• [Exercise aim]
Repeat, exactly and in full, the lines of the listing below, but without any pictures.
# Source excerpt start
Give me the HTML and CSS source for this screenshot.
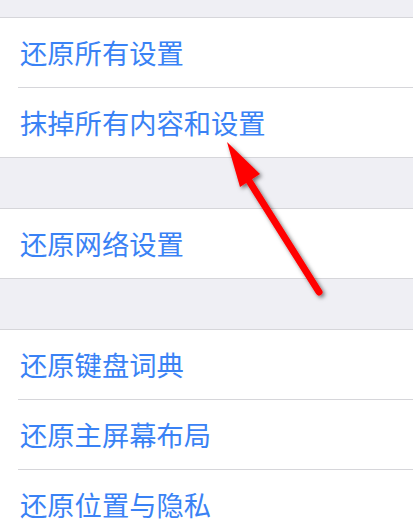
FILE: index.html
```html
<!DOCTYPE html>
<html lang="zh-CN">
<head>
<meta charset="utf-8">
<link rel="stylesheet" href="styles.css">
</head>
<body>
<div class="page">
  <div class="band band-top"></div>
  <div class="group">
    <div class="row">还原所有设置</div>
    <div class="row">抹掉所有内容和设置</div>
  </div>
  <div class="band"></div>
  <div class="group">
    <div class="row">还原网络设置</div>
  </div>
  <div class="band"></div>
  <div class="group">
    <div class="row">还原键盘词典</div>
    <div class="row">还原主屏幕布局</div>
    <div class="row">还原位置与隐私</div>
  </div>
  <svg class="arrow" width="413" height="528" viewBox="0 0 413 528">
    <defs>
      <filter id="sh" x="-20%" y="-20%" width="140%" height="140%">
        <feDropShadow dx="2" dy="2" stdDeviation="2" flood-color="#000" flood-opacity="0.55"/>
      </filter>
    </defs>
    <g filter="url(#sh)">
      <line x1="246" y1="176" x2="319" y2="292" stroke="#ff0000" stroke-width="7" stroke-linecap="round"/>
      <polygon points="227,142 240,187 260,174" fill="#ff0000"/>
    </g>
  </svg>
</div>
</body>
</html>
```

FILE: styles.css
```css
html, body {
  margin: 0;
  padding: 0;
  background: #efeff4;
}
.page {
  position: relative;
  width: 413px;
  height: 528px;
  overflow: hidden;
  background: #efeff4;
  font-family: "Noto Sans CJK SC", "Noto Sans", sans-serif;
}
.band {
  height: 50px;
}
.band-top {
  height: 17px;
}
.group {
  background: #ffffff;
  border-top: 1px solid #d6d6da;
  border-bottom: 1px solid #d6d6da;
  padding-left: 18px;
}
.row {
  height: 69px;
  display: flex;
  align-items: center;
  padding-left: 2px;
  font-size: 27.3px;
  color: #3a82f5;
  line-height: 1;
  letter-spacing: 0;
}
.row + .row {
  border-top: 1px solid #d6d6da;
}
.arrow {
  position: absolute;
  left: 0;
  top: 0;
  pointer-events: none;
}
```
# Source excerpt end
• [Task solution]
Give me the HTML and CSS source for this screenshot.
FILE: index.html
```html
<!DOCTYPE html>
<html lang="zh-CN">
<head>
<meta charset="utf-8">
<link rel="stylesheet" href="styles.css">
</head>
<body>
<div class="page">
  <div class="band band-top"></div>
  <div class="group">
    <div class="row">还原所有设置</div>
    <div class="row">抹掉所有内容和设置</div>
  </div>
  <div class="band"></div>
  <div class="group">
    <div class="row">还原网络设置</div>
  </div>
  <div class="band"></div>
  <div class="group">
    <div class="row">还原键盘词典</div>
    <div class="row">还原主屏幕布局</div>
    <div class="row">还原位置与隐私</div>
  </div>
  <svg class="arrow" width="413" height="528" viewBox="0 0 413 528">
    <defs>
      <filter id="sh" x="-20%" y="-20%" width="140%" height="140%">
        <feDropShadow dx="2" dy="2" stdDeviation="2" flood-color="#000" flood-opacity="0.55"/>
      </filter>
    </defs>
    <g filter="url(#sh)">
      <line x1="246" y1="176" x2="319" y2="292" stroke="#ff0000" stroke-width="7" stroke-linecap="round"/>
      <polygon points="227,142 240,187 260,174" fill="#ff0000"/>
    </g>
  </svg>
</div>
</body>
</html>
```

FILE: styles.css
```css
html, body {
  margin: 0;
  padding: 0;
  background: #efeff4;
}
.page {
  position: relative;
  width: 413px;
  height: 528px;
  overflow: hidden;
  background: #efeff4;
  font-family: "Noto Sans CJK SC", "Noto Sans", sans-serif;
}
.band {
  height: 50px;
}
.band-top {
  height: 17px;
}
.group {
  background: #ffffff;
  border-top: 1px solid #d6d6da;
  border-bottom: 1px solid #d6d6da;
  padding-left: 18px;
}
.row {
  height: 69px;
  display: flex;
  align-items: center;
  padding-left: 2px;
  font-size: 27.3px;
  color: #3a82f5;
  line-height: 1;
  letter-spacing: 0;
}
.row + .row {
  border-top: 1px solid #d6d6da;
}
.arrow {
  position: absolute;
  left: 0;
  top: 0;
  pointer-events: none;
}
```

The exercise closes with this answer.